April 29, 2026

Mary Valley — A Local Guide

Return to Blog
By

Georgina Watson

Mary Valley — A Local Guide

The Mary Valley sits in a corridor most travellers blow past without noticing — bound on the east by the Conondale Range and the Mary Cairncross plateau, on the west by the headwaters of the Mary River, and stretched north-to-south through small towns that have changed less in the last fifty years than almost anywhere else in South-East Queensland. Amamoor, Kandanga, Imbil, Dagun. Subtropical farmland, dairy country, hobby farms, lifestyle blocks. An hour from the Sunshine Coast on a good run; a different country in tone.

The Mary Valley character

The Valley's appeal is in what it doesn't have. There's no traffic. There are no shopping centres. There's no shortlist of cafés. What there is: a heritage railway that still runs steam excursions to Imbil, a deeply embedded community feel built on multi-generation farming families and newer arrivals who've earned their place over time, and the kind of scenery — paddocks running down to a river bend, ridge-line acreages with views across the Conondale Range — that's increasingly hard to find inside a one-hour radius of any major Queensland city.
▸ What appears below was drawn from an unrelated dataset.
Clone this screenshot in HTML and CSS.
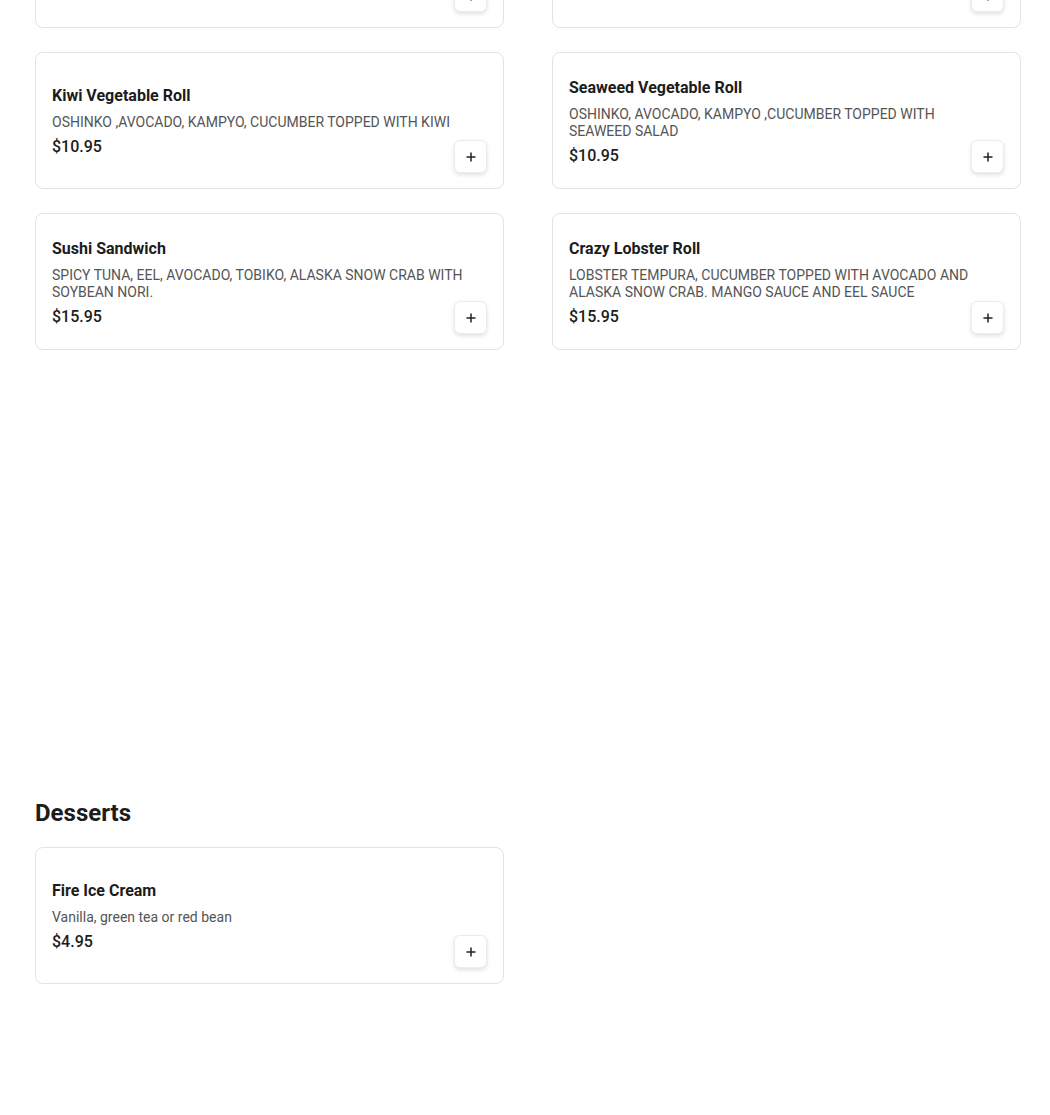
FILE: index.html
```html
<!DOCTYPE html>
<html lang="en">
<head>
<meta charset="utf-8">
<title>Menu</title>
<link rel="stylesheet" href="styles.css">
</head>
<body>
<main class="menu">
  <section class="category category-rolls">
    <div class="grid">
      <article class="card">
        <div class="info">
          <h3 class="name">Avocado Roll</h3>
          <p class="desc">AVOCADO</p>
          <p class="price">$5.95</p>
        </div>
        <button class="add" aria-label="Add"><svg viewBox="0 0 12 12" width="12" height="12"><path d="M6 1.5v9M1.5 6h9" stroke="#222" stroke-width="1.5" fill="none"/></svg></button>
      </article>
      <article class="card">
        <div class="info">
          <h3 class="name">Cucumber Roll</h3>
          <p class="desc">CUCUMBER</p>
          <p class="price">$5.95</p>
        </div>
        <button class="add" aria-label="Add"><svg viewBox="0 0 12 12" width="12" height="12"><path d="M6 1.5v9M1.5 6h9" stroke="#222" stroke-width="1.5" fill="none"/></svg></button>
      </article>

      <article class="card">
        <div class="info">
          <h3 class="name">Kiwi Vegetable Roll</h3>
          <p class="desc">OSHINKO ,AVOCADO, KAMPYO, CUCUMBER TOPPED WITH KIWI</p>
          <p class="price">$10.95</p>
        </div>
        <button class="add" aria-label="Add"><svg viewBox="0 0 12 12" width="12" height="12"><path d="M6 1.5v9M1.5 6h9" stroke="#222" stroke-width="1.5" fill="none"/></svg></button>
      </article>
      <article class="card">
        <div class="info">
          <h3 class="name">Seaweed Vegetable Roll</h3>
          <p class="desc">OSHINKO, AVOCADO, KAMPYO ,CUCUMBER TOPPED WITH SEAWEED SALAD</p>
          <p class="price">$10.95</p>
        </div>
        <button class="add" aria-label="Add"><svg viewBox="0 0 12 12" width="12" height="12"><path d="M6 1.5v9M1.5 6h9" stroke="#222" stroke-width="1.5" fill="none"/></svg></button>
      </article>

      <article class="card">
        <div class="info">
          <h3 class="name">Sushi Sandwich</h3>
          <p class="desc">SPICY TUNA, EEL, AVOCADO, TOBIKO, ALASKA SNOW CRAB WITH SOYBEAN NORI.</p>
          <p class="price">$15.95</p>
        </div>
        <button class="add" aria-label="Add"><svg viewBox="0 0 12 12" width="12" height="12"><path d="M6 1.5v9M1.5 6h9" stroke="#222" stroke-width="1.5" fill="none"/></svg></button>
      </article>
      <article class="card">
        <div class="info">
          <h3 class="name">Crazy Lobster Roll</h3>
          <p class="desc">LOBSTER TEMPURA, CUCUMBER TOPPED WITH AVOCADO AND ALASKA SNOW CRAB. MANGO SAUCE AND EEL SAUCE</p>
          <p class="price">$15.95</p>
        </div>
        <button class="add" aria-label="Add"><svg viewBox="0 0 12 12" width="12" height="12"><path d="M6 1.5v9M1.5 6h9" stroke="#222" stroke-width="1.5" fill="none"/></svg></button>
      </article>
    </div>
  </section>

  <section class="category category-desserts">
    <h2 class="category-title">Desserts</h2>
    <div class="grid">
      <article class="card">
        <div class="info">
          <h3 class="name">Fire Ice Cream</h3>
          <p class="desc">Vanilla, green tea or red bean</p>
          <p class="price">$4.95</p>
        </div>
        <button class="add" aria-label="Add"><svg viewBox="0 0 12 12" width="12" height="12"><path d="M6 1.5v9M1.5 6h9" stroke="#222" stroke-width="1.5" fill="none"/></svg></button>
      </article>
    </div>
  </section>
</main>
</body>
</html>
```
FILE: styles.css
```css
* { box-sizing: border-box; }

html, body {
  margin: 0;
  padding: 0;
  background: #ffffff;
}

body {
  font-family: Roboto, "Noto Sans", Arial, sans-serif;
  color: #1f1f1f;
  height: 1115px;
  overflow: hidden;
}

.menu {
  width: 986px;
  margin-left: 35px;
  margin-top: -109px;
}

.category-rolls {
  margin-bottom: 447px;
}

.category-title {
  margin: 0 0 18px 0;
  font-size: 24px;
  line-height: 32px;
  font-weight: 700;
  color: #1c1c1c;
}

.grid {
  display: grid;
  grid-template-columns: 469px 469px;
  column-gap: 48px;
  row-gap: 24px;
}

.card {
  position: relative;
  height: 137px;
  border: 1px solid #e3e3e3;
  border-radius: 8px;
  background: #fff;
  padding: 1px 16px 0;
  display: flex;
  align-items: center;
}

.info {
  width: 100%;
  padding-right: 17px;
}

.name {
  margin: 0 0 8px 0;
  font-size: 16px;
  line-height: 21px;
  font-weight: 700;
  color: #1c1c1c;
}

.desc {
  margin: 0 0 5px 0;
  font-size: 14px;
  line-height: 17px;
  color: #555555;
}

.price {
  margin: 0;
  font-size: 16px;
  line-height: 21px;
  font-weight: 500;
  color: #1c1c1c;
}

.add {
  position: absolute;
  right: 16px;
  bottom: 15px;
  width: 33px;
  height: 33px;
  padding: 0;
  border: 1px solid #ececec;
  border-radius: 6px;
  background: #fff;
  box-shadow: 0 2px 4px rgba(0, 0, 0, 0.12);
  display: flex;
  align-items: center;
  justify-content: center;
  cursor: pointer;
}

.add svg {
  display: block;
}
```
The Mary River itself is the through-line. It runs the length of the valley before turning west toward Maryborough, and many of the lifestyle properties that come to market here back onto the river or one of its tributary creeks. Frontage matters. Flood-line knowledge matters. The senior agents who work the valley regularly are the ones who can speak to both.

Who moves to the Mary Valley

The buyer mix is more specific than the Noosa hinterland. The dominant cohort is hobby-farm-curious — buyers stepping out of a coastal or city home with the goal of running a small herd, an orchard, a market garden, or just the experience of living on a working block without making it their full income. Tree-changers from the south coast and from Brisbane lifestyle-driven moves form the rest, alongside locals upgrading within the valley.

The trade-off vendors should understand: the valley sells to a smaller buyer pool than the coast, but to a buyer pool that's specifically looking for what the valley offers. Patience pricing usually wins out — campaigns that price aggressively against the broader Sunshine Coast acreage market underperform; campaigns that price for the Valley specifically tend to find the right family in three to four months.

Property market snapshot

Property types in the valley fall into three buckets. Working farms — five hectares and up, with infrastructure for cattle, horses, or row crops. Lifestyle acreage — typically two to ten hectares with a residential dwelling and limited working-farm infrastructure. Village cottages — the smaller blocks within Amamoor, Kandanga, and Imbil townships, popular with downsizers and weekenders.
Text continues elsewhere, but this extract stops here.